I attended high school in an era when music videos were still a thing. In Edmonds-Woodway High School homeroom, which occurred after lunch every day, my classmates and I would pay mild attention to VH1 and MTV while catching up on homework. This is where English teacher Bruce Mindt introduced me to the “2 second rule” of music videos. He pointed out that in no music video was there a longer than 2-second shot of anything. He would sit in the back of the room and annoy us all by shouting “one thousand one, one th-, one thousa-, one thousand one, one thousand tw-, one thousand one…” restarting his cadence every time the camera cut to another shot.

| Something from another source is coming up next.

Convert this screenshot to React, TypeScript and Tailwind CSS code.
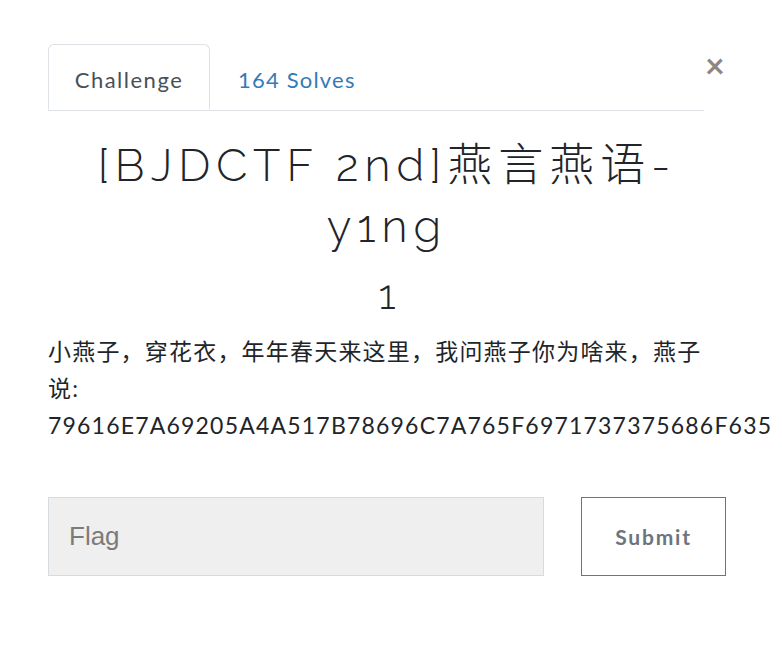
export default function App() {
  return (
    <div className="w-[782px] h-[648px] bg-white relative" style={{ fontFamily: 'Lato, "Noto Sans CJK SC", sans-serif' }}>
      <button className="absolute left-[705px] top-[48px] text-[34px] leading-none text-[#888] font-bold">×</button>
      <div className="pt-[44px] pl-[48px] pr-[56px]">
        <div className="flex w-[656px] border-b border-[#dee2e6]">
          <div className="w-[162px] h-[66px] -mb-px flex items-center justify-center border border-[#dee2e6] border-b-white rounded-t-[6px] text-[22px] tracking-[1.5px] text-[#495057] pt-[4px]">
            Challenge
          </div>
          <div className="pl-[28px] h-[66px] flex items-center text-[22px] tracking-[1.2px] text-[#337ab7] pt-[4px]">
            164 Solves
          </div>
        </div>
        <div className="pt-[24px] text-center text-[#212529] w-[678px]">
          <h2
            className="text-[45px] leading-[61px] font-light px-[20px] tracking-[6px]"
            style={{ fontFamily: 'Raleway, "Noto Sans", "Noto Sans CJK SC", sans-serif' }}
          >
            [BJDCTF 2nd]燕言燕语-y1ng
          </h2>
          <h3 className="text-[42px] leading-[76px] font-light" style={{ fontFamily: 'Raleway, "Noto Sans", sans-serif' }}>1</h3>
        </div>
        <div className="text-[23px] leading-[37px] tracking-[1.2px] text-[#212529] w-[666px]">
          <p>小燕子，穿花衣，年年春天来这里，我问燕子你为啥来，燕子说:</p>
          <p className="whitespace-nowrap">79616E7A69205A4A517B78696C7A765F6971737375686F635</p>
        </div>
        <div className="flex mt-[53px] w-[678px] gap-[37px]">
          <input
            className="flex-1 h-[79px] bg-[#efefef] border border-[#d6dbe0] px-[20px] text-[26px] text-[#555] placeholder:text-[#7b7b7b] outline-none"
            style={{ fontFamily: '"Liberation Sans", Arial, sans-serif' }}
            placeholder="Flag"
          />
          <button className="w-[145px] h-[79px] border border-[#6c757d] bg-white text-[21px] tracking-[1.8px] font-bold text-[#6c757d]">
            Submit
          </button>
        </div>
      </div>
    </div>
  );
}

Michael Bay’s direction of Do It To Me is as good an example as any of this principle. The song clocks in at a modest 95 bpm, but the camera is constantly crashing between black and white and color, close and wide shots, women and men.

The thematic interest is paid to Richie, shot entirely in black and white, and his various female love interests, shot all in color. He is dressed simply in black, while she appears in a series of tantalizing gowns and flowing sheets. I suppose the video might have been “romantic” or even “sexy” to a person of the incredibly awkward early 90s, perhaps mostly because it sensualizes a set of black women in a sepia-based color palette that can’t have been common on television at the time.

Richie’s music is clearly white-people music. He was the whitest, yachtiest, soft-core-iest member of the otherwise funky Commodores, and he made a living clashing a jeri curl and a bushy mustache and overtly sexual lyrics with smooth, unthreatening sounds. He’s the type of black person America was comfortable with in 1992, as was Will Smith, a common component of Bay’s earlier films.

It’s tough to derive in hindsight whether Bay’s involvement with performers like this is an example of “pushing the envelope” within a society that we now look back on as pretty darn racist, or if he could have paid attention to more subversive or challenging black themes. His music videos consistently capture black artists playing white music (Richie), white artists playing black music (Vanilla Ice), otherness (The overt sexuality of the Divinyls, the bestial foreignness of Meatloaf), and strong women (Wilson Phillips).

Bay doesn’t seem like an envelope pusher when you look at his movies, but there is subversion to every one, from the complicated government / military themes in Bad Boys II and The Rock, to the symbolic, difficult love stories in Armageddon and Pearl Harbor.

In an era where America is challenged to confront whether they prefer a brash, challenging populist or an unexciting wonk who works within the system to get things done for President, it’s fun to think about the ways a mainstream movie director can tell us stories about the way we live our lives, especially when we aren’t overtly challenged to think about it.

He never has and probably never will stop making popcorn movies, but his work within the popcorn movie medium reminds me of the disrespect many people still give video games and comic books when they are referred to as storytelling devices. The medium outweighs the content.